Exercise details →
Do not repeat pictures. Repeat exactly the lines of the listing below from its first line through the line with "</post-card>".
*****
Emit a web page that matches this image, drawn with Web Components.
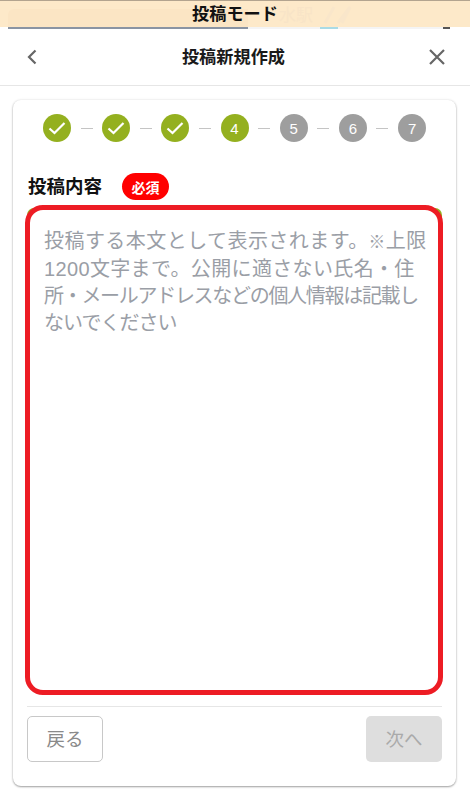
<!DOCTYPE html>
<html lang="ja">
<head>
<meta charset="utf-8">
<title>投稿新規作成</title>
<style>
  html, body { margin: 0; height: 100%; background: #fff; }
  body { font-family: "Liberation Sans", "Noto Sans CJK JP", sans-serif; overflow: hidden; }
</style>
</head>
<body>
<post-mode-bar>投稿モード</post-mode-bar>
<post-header>投稿新規作成</post-header>
<post-card>
  <step-row slot="steps" current="4" total="7"></step-row>
  <field-label slot="label">投稿内容</field-label>
  <post-textarea slot="field">
    <span style="letter-spacing:.45px">投稿する本文として表示されます。<small>※</small>上限</span>
    <span style="letter-spacing:.35px">1200文字まで。公開に適さない氏名・住</span>
    <span style="letter-spacing:-1.3px">所・メールアドレスなどの個人情報は記載し</span>
    <span style="letter-spacing:-1px">ないでください</span>
  </post-textarea>
  <post-button slot="back" kind="outline">戻る</post-button>
  <post-button slot="next" kind="disabled">次へ</post-button>
</post-card>

<script>
class PostModeBar extends HTMLElement {
  connectedCallback() {
    this.attachShadow({ mode: 'open' });
    this.shadowRoot.innerHTML = `
      <style>
        :host {
          display: block;
          position: relative;
          height: 29px;
          overflow: hidden;
          background: #fff;
        }
        .bar {
          display: flex;
          align-items: center;
          justify-content: center;
          position: relative;
          height: 27px;
          padding-bottom: 3px;
          background: #fde9c9;
          border-top: 1px solid #b3a48f;
          box-sizing: border-box;
          overflow: hidden;
          color: #111;
          font-size: 17.2px;
          font-weight: 700;
        }
        /* map page showing faintly through the banner */
        .ghost { position: absolute; left: 279px; top: 0; font-size: 17px; font-weight: 400; color: #f8e4c7; }
        .panel { position: absolute; left: 8px; top: 8px; width: 240px; height: 30px; border-radius: 6px 0 0 0; background: #fbe5c4; }
        .marks { position: absolute; left: 322px; top: 3px; }
        .strip {
          height: 2px;
          background: linear-gradient(to right,
            #fff 0 8px, #8a94a3 8px 248px, #f4f4f4 248px 320px,
            #a9dbe6 320px 338px, #f4f4f4 338px 443px, #555 443px 450px, #fff 450px);
        }
        span { position: relative; }
      </style>
      <div class="bar">
        <div class="panel"></div>
        <div class="ghost">水駅</div>
        <svg class="marks" width="40" height="20" viewBox="0 0 40 20"><path d="M3 19 L12 3 M16 19 L28 3 L20 19" fill="none" stroke="#f9e6ca" stroke-width="3"/></svg>
        <span><slot></slot></span>
      </div>
      <div class="strip"></div>
    `;
  }
}
customElements.define('post-mode-bar', PostModeBar);

class PostHeader extends HTMLElement {
  connectedCallback() {
    this.attachShadow({ mode: 'open' });
    this.shadowRoot.innerHTML = `
      <style>
        :host {
          display: flex;
          align-items: center;
          justify-content: space-between;
          height: 57px;
          padding: 0 27px;
          background: #fff;
          border-bottom: 1px solid #e6e6e6;
          box-sizing: border-box;
          color: #1a1a1a;
          font-size: 17.2px;
          font-weight: 700;
        }
        svg { display: block; fill: none; stroke: #666; stroke-width: 2.2; }
        span { margin-bottom: 3px; }
        .close { margin-right: -3px; }
      </style>
      <svg width="12" height="16" viewBox="0 0 12 16"><path d="M8.5 1.5 L2 8 L8.5 14.5"/></svg>
      <span><slot></slot></span>
      <svg class="close" width="18" height="18" viewBox="0 0 18 18"><path d="M2 2 L16 16 M16 2 L2 16"/></svg>
    `;
  }
}
customElements.define('post-header', PostHeader);

class StepRow extends HTMLElement {
  connectedCallback() {
    const current = Number(this.getAttribute('current'));
    const total = Number(this.getAttribute('total'));
    let html = '';
    for (let i = 1; i <= total; i++) {
      if (i < current) {
        html += `<div class="dot on"><svg width="18" height="14" viewBox="0 0 18 14"><path d="M1.5 7.5 L6.5 12 L16.5 2" fill="none" stroke="#fff" stroke-width="2.2"/></svg></div>`;
      } else {
        html += `<div class="dot ${i === current ? 'on' : ''}">${i}</div>`;
      }
      if (i < total) html += '<div class="dash"></div>';
    }
    this.attachShadow({ mode: 'open' });
    this.shadowRoot.innerHTML = `
      <style>
        :host { display: flex; align-items: center; justify-content: center; margin-left: 1px; }
        .dot {
          width: 28px;
          height: 28px;
          border-radius: 50%;
          background: #9e9e9e;
          color: #fff;
          font-size: 15px;
          display: flex;
          align-items: center;
          justify-content: center;
        }
        .dot.on { background: #94b01f; }
        .dash { width: 12px; height: 1px; margin: 0 9.6px; background: #c4c4c4; }
      </style>
      ${html}
    `;
  }
}
customElements.define('step-row', StepRow);

class FieldLabel extends HTMLElement {
  connectedCallback() {
    this.attachShadow({ mode: 'open' });
    this.shadowRoot.innerHTML = `
      <style>
        :host { display: flex; align-items: center; gap: 20px; color: #111; font-size: 18.5px; font-weight: 700; }
        .name { margin-bottom: 3px; }
        .req {
          width: 47px;
          height: 27px;
          border-radius: 14px;
          background: #f00;
          color: #fff;
          font-size: 14px;
          display: flex;
          align-items: center;
          justify-content: center;
        }
      </style>
      <span class="name"><slot></slot></span>
      <span class="req">必須</span>
    `;
  }
}
customElements.define('field-label', FieldLabel);

class PostTextarea extends HTMLElement {
  connectedCallback() {
    this.attachShadow({ mode: 'open' });
    this.shadowRoot.innerHTML = `
      <style>
        :host { display: block; position: relative; height: 490px; }
        /* green corners of the real field peek out behind the red outline */
        .under { position: absolute; top: 3px; left: 2px; right: 1px; height: 30px; border-radius: 7px 7px 0 0; background: #94b01f; }
        .box {
          position: relative;
          display: flex;
          flex-direction: column;
          height: 100%;
          box-sizing: border-box;
          padding: 18px 0 0 14px;
          border: 5px solid #ed1c24;
          border-radius: 18px;
          background: #fff;
          overflow: hidden;
          white-space: nowrap;
          color: #9a9ea6;
          font-size: 20px;
          line-height: 27px;
        }
        ::slotted(span) { display: block; }
      </style>
      <div class="under"></div>
      <div class="box"><slot></slot></div>
    `;
  }
}
customElements.define('post-textarea', PostTextarea);

class PostButton extends HTMLElement {
  connectedCallback() {
    this.attachShadow({ mode: 'open' });
    this.shadowRoot.innerHTML = `
      <style>
        :host {
          display: flex;
          align-items: center;
          justify-content: center;
          width: 76px;
          height: 46.5px;
          box-sizing: border-box;
          border-radius: 5px;
          font-size: 18.5px;
        }
        :host([kind="outline"]) { border: 1px solid #c8c8c8; color: #8a8a8a; background: #fff; }
        :host([kind="disabled"]) { background: #dedede; color: #aaa; }
        span { margin-bottom: 2px; }
      </style>
      <span><slot></slot></span>
    `;
  }
}
customElements.define('post-button', PostButton);

class PostCard extends HTMLElement {
  connectedCallback() {
    this.attachShadow({ mode: 'open' });
    this.shadowRoot.innerHTML = `
      <style>
        :host {
          display: flex;
          flex-direction: column;
          height: 686px;
          margin: 14px 14px 0 13px;
          padding: 14px 13px 0 12px;
          box-sizing: border-box;
          background: #fff;
          border-radius: 8px;
          box-shadow: 0 1px 2px rgba(0,0,0,.35), 0 0 3px rgba(0,0,0,.1);
        }
        .label { margin-top: 30px; height: 27px; margin-left: 3px; }
        .field { margin-top: 6px; }
        .foot {
          display: flex;
          justify-content: space-between;
          margin: 10.5px 1px 0 2px;
          padding-top: 9px;
          border-top: 1px solid #e6e6e6;
        }
      </style>
      <slot name="steps"></slot>
      <div class="label"><slot name="label"></slot></div>
      <div class="field"><slot name="field"></slot></div>
      <div class="foot"><slot name="back"></slot><slot name="next"></slot></div>
    `;
  }
}
customElements.define('post-card', PostCard);
</script>
</body>
</html>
*****
Output for this exercise →
Emit a web page that matches this image, drawn with Web Components.
<!DOCTYPE html>
<html lang="ja">
<head>
<meta charset="utf-8">
<title>投稿新規作成</title>
<style>
  html, body { margin: 0; height: 100%; background: #fff; }
  body { font-family: "Liberation Sans", "Noto Sans CJK JP", sans-serif; overflow: hidden; }
</style>
</head>
<body>
<post-mode-bar>投稿モード</post-mode-bar>
<post-header>投稿新規作成</post-header>
<post-card>
  <step-row slot="steps" current="4" total="7"></step-row>
  <field-label slot="label">投稿内容</field-label>
  <post-textarea slot="field">
    <span style="letter-spacing:.45px">投稿する本文として表示されます。<small>※</small>上限</span>
    <span style="letter-spacing:.35px">1200文字まで。公開に適さない氏名・住</span>
    <span style="letter-spacing:-1.3px">所・メールアドレスなどの個人情報は記載し</span>
    <span style="letter-spacing:-1px">ないでください</span>
  </post-textarea>
  <post-button slot="back" kind="outline">戻る</post-button>
  <post-button slot="next" kind="disabled">次へ</post-button>
</post-card>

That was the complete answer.